Count lines holding the word "styles". Only the number is wanted.
::: SUPPLIED INFORMATION :::
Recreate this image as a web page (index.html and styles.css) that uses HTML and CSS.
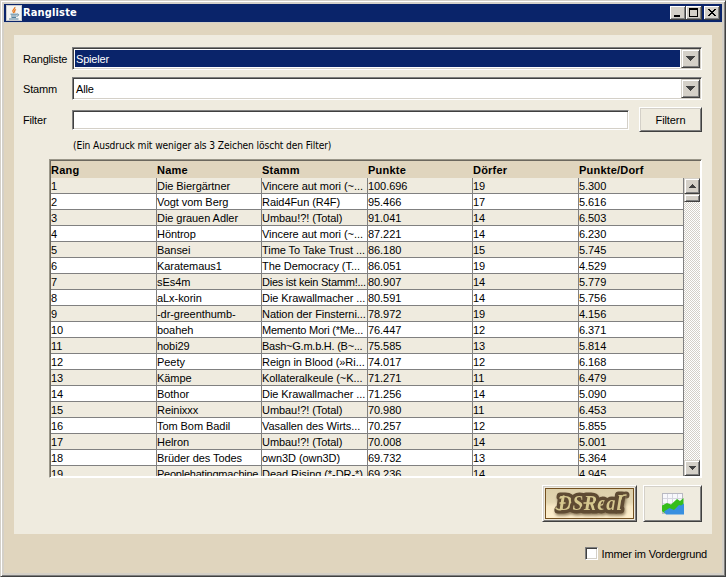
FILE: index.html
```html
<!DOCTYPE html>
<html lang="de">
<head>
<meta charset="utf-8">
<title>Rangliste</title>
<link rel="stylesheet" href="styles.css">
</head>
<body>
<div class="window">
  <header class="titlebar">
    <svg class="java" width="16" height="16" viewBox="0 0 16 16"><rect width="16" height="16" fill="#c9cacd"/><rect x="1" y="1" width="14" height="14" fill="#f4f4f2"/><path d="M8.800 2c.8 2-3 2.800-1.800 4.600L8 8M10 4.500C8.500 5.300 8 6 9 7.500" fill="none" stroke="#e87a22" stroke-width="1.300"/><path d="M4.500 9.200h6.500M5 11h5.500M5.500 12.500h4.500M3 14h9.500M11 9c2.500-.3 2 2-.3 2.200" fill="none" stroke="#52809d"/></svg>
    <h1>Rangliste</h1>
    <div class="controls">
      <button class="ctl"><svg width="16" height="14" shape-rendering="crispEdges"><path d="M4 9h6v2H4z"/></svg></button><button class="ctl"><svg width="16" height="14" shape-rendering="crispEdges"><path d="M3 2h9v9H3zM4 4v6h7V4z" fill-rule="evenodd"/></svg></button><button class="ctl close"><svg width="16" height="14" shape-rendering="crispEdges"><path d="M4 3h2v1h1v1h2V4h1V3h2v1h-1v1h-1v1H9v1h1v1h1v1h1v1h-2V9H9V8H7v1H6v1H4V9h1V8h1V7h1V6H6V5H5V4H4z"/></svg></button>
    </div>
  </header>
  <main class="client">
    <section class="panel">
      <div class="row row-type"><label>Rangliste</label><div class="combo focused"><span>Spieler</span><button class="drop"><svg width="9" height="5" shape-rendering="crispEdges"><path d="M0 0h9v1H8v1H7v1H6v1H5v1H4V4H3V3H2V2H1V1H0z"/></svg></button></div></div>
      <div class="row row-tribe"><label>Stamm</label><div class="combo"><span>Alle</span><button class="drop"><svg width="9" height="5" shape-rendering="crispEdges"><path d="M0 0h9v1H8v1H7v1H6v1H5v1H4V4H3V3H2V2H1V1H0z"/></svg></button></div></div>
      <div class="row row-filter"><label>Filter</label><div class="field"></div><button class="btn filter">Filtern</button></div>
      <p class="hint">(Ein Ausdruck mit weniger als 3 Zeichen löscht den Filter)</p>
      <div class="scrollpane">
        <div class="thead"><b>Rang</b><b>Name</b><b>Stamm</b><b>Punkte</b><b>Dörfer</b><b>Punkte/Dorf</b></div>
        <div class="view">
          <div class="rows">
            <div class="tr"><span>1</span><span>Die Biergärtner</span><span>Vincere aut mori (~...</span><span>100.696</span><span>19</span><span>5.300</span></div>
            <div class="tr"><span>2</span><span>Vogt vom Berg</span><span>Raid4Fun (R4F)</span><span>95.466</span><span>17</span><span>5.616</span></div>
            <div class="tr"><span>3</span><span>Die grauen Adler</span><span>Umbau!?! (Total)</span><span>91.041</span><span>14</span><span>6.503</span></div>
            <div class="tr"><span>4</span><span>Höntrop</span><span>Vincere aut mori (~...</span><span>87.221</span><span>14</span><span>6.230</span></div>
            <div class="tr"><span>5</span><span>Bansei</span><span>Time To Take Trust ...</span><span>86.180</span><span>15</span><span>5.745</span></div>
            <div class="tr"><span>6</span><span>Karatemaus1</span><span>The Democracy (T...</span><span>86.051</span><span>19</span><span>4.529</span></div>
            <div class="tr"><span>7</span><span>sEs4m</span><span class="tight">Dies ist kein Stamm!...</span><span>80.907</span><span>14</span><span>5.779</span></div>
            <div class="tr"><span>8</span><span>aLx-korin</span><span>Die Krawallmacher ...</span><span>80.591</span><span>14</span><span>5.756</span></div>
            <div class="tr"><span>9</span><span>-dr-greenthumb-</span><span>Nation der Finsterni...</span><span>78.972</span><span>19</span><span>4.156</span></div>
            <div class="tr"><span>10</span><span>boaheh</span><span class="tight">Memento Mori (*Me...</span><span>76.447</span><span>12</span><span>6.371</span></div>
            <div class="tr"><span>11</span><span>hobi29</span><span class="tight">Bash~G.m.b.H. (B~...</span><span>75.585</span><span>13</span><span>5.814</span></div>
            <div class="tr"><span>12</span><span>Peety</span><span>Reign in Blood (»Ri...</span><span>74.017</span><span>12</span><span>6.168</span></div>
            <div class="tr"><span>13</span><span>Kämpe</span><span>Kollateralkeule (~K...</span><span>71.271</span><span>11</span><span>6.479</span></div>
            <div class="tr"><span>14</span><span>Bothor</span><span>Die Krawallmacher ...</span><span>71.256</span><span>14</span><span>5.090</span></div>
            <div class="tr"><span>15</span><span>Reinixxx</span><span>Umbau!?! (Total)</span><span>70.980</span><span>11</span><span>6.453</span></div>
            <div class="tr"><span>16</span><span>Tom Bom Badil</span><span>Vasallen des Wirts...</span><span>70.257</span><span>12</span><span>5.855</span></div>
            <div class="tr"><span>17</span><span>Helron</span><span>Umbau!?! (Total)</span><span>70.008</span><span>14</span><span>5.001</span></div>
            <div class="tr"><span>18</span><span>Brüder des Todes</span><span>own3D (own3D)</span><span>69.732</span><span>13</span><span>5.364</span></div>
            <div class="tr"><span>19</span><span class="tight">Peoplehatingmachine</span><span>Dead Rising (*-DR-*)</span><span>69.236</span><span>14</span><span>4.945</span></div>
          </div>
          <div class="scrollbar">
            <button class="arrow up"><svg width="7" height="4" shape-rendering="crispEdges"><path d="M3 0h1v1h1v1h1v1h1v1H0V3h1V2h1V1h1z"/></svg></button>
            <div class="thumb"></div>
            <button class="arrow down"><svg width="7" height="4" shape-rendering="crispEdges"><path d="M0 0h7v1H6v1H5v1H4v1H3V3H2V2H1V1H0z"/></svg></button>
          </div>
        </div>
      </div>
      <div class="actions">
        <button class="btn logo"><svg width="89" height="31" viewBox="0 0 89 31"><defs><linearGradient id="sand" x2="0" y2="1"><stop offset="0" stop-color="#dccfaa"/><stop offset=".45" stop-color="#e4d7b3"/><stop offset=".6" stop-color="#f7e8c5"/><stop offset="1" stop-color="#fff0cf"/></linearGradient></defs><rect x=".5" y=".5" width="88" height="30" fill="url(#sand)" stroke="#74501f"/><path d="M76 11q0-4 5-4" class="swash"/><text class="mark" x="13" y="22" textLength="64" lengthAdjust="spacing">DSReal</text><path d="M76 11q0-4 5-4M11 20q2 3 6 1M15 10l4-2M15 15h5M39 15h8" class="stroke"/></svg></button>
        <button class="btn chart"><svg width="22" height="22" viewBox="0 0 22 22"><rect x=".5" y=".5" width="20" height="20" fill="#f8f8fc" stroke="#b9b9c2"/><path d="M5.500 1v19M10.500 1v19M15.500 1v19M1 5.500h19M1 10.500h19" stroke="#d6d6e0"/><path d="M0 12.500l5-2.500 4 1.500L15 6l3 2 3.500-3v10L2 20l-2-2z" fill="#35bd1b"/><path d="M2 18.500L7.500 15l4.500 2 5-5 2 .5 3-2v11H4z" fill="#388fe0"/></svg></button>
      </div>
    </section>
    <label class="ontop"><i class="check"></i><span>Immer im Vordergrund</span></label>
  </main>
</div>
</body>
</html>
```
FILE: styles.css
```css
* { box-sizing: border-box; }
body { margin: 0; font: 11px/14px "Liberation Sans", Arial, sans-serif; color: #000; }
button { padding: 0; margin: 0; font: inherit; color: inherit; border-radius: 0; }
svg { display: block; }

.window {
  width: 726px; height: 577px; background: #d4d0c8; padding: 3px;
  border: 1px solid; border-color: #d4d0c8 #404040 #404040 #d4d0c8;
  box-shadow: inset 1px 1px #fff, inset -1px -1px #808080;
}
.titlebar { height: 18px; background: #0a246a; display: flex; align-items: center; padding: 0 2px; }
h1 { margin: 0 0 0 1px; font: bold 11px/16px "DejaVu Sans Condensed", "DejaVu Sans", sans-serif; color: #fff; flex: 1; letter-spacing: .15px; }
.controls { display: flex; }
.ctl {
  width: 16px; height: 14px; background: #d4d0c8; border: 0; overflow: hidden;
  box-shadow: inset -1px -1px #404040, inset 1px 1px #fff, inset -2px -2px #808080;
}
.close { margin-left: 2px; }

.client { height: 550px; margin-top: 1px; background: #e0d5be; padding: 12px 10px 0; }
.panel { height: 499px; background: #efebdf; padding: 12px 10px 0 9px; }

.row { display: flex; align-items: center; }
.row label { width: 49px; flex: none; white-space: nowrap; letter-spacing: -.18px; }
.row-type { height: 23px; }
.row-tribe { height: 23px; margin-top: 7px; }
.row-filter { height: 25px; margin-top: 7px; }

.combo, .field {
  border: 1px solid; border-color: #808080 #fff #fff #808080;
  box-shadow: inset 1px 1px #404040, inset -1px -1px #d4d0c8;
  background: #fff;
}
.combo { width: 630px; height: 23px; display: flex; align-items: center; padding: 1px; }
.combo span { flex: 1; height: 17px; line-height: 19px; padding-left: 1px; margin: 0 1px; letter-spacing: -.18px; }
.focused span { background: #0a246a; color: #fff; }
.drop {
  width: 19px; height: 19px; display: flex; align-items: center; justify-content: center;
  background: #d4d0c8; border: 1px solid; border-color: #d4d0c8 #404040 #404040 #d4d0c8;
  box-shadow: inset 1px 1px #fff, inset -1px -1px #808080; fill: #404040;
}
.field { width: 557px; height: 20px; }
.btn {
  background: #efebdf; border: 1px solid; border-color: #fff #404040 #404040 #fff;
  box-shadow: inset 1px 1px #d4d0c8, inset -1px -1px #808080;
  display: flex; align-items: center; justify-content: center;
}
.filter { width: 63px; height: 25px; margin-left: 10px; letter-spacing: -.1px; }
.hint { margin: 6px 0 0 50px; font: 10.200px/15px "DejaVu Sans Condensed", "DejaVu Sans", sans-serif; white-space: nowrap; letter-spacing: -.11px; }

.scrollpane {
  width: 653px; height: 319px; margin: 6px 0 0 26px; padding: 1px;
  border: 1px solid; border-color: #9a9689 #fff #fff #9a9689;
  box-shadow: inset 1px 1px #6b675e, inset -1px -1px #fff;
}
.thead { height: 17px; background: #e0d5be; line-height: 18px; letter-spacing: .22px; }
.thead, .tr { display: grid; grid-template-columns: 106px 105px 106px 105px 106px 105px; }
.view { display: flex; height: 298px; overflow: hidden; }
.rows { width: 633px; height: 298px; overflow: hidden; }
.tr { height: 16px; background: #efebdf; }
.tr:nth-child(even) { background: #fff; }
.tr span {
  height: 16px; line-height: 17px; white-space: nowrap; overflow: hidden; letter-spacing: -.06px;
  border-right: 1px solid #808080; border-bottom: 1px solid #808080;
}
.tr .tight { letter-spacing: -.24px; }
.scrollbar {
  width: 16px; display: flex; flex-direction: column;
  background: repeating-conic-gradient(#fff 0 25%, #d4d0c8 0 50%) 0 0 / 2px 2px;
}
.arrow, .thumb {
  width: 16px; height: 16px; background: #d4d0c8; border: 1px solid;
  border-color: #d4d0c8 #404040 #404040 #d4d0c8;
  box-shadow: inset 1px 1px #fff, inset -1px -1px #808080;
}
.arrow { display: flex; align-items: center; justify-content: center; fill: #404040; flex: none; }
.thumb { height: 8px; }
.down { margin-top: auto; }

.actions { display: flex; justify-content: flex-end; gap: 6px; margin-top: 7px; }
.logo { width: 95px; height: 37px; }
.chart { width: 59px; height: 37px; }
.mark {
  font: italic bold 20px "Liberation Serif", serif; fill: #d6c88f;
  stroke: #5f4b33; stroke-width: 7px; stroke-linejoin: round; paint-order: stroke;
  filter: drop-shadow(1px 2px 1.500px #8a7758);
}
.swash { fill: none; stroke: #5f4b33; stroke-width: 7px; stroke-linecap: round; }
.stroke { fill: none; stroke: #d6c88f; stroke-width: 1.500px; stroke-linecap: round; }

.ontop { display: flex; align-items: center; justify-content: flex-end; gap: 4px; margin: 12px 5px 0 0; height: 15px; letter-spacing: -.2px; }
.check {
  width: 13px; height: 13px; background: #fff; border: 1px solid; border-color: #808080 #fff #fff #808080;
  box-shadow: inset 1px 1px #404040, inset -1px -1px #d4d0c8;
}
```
:::
#### [EXERCISE RESPONSE]
3